Slides are here.
The first oil crisis in the 70s was a sort of renaissance for daylighting. The second renaissance came ~20 years ago.
What people mean by daylighting can mean different things (see the 5 different definitions in the sides).
The three main aspects of effective daylighting are daylight availability, visual comfort, and reduction of energy use.
How do we representing daylighting with numerical metrics? There are measures of daylight availability, glare probability, blind status (open/closed), and energy use. In the slides these are combined into a dashboard.
Rule of thumb: with no blinds, daylight penetrate 1.5-2x the window head height, with blinds its a bit lower.
In an urban setting, surrounding obstructions become much more important to daylight availability. Window-to-wall ratio x sky-angle must be larger than 2000 (rule of thumb).
Atrium rule of thumb: to daylight all spaces around an interior atrium, maximum atrium height is about 2.5x its width. Can go pretty far with these three rules of thumb.
From a massing strategy, any big box store can be very well daylight.
To just get uniform daylight in a space you only need 2-3% of the entire roof to be skylights. In California you are only supposed to punch holes in up to 5% of your roof.
Even though we don't talk about them much, skylights are a very effective technology.
(Unsourced) 80% of offics in California are directly under a roof.
Slides are here.
There are 2 types of simulations. Luminance or illuminance. Luminance (candella) might tell you where you will experience high glare. Illuminance (lux) might tell you that tables are well illuminated or not.
Architectural rendering vs daylight simulation. Conveying separate information. But generally both are very similar. In a simulation you have to be more aware of material properties, surrounding objects, and "light leaks".
The course makes an interesting intersection with computer graphics here are is starts to talk about Radiosity, ray tracing, etc.

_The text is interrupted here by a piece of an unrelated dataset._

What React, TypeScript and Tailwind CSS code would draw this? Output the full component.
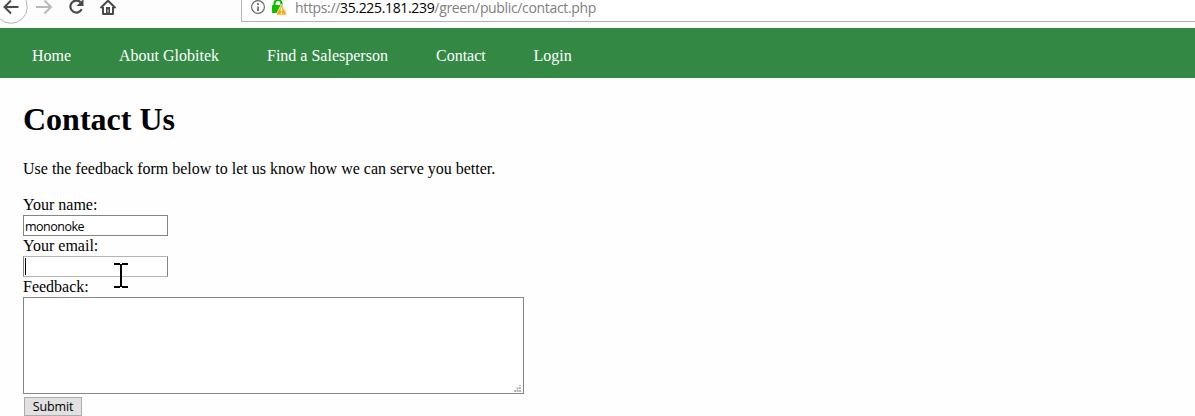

Radiosity is nice because after one render you can change the camera angle and walk through the scene. This assumes everything has diffuse reflection only. Elements where large gradients would exist need to be subdivided into multiple surfaces.
This class focusses on a raytracer called Radiance. There's a recommended book called Rendering with Radiance.
If you do everything right, your simulation has a mean error of 20%. This is really good because our eyes are logarithmic sensors.
Mirrored curves, e.g. venetian blinds are very troublesome for a raytracer. In this case we have to wait a long time for simulations, or we use a mixture of forward and backward raytracing (photo gathering).
There's a long discussion of all the things people do wrong when trying to set up these daylight simulations. It's very easy to screw up if you don't take care of some common things that can go wrong. Simulations always tend to be better than reality (clean windows, lights off, blinds open, etc). There's a provided list of Simluation Tips.
Use the daylighting rules of thumb to estimate the daylit area of a given building, and rank a series of massing proposals and window layouts.
In a standard, office-type sidelit space equipped with venetian blinds, the depth of the daylit area usually lies between 1 and 2 times of the window head height. For spaces that are not equipped with a dynamic shading system, the ratio range increases to 2.5.
The product of the sky angle theta (in degrees) and the window to wall ratio, WWR, (in percent) of a standard sidelit space should be larger than 2000.
The maximum height for an atrium bordered by daylit spaces is 2.5 times its width.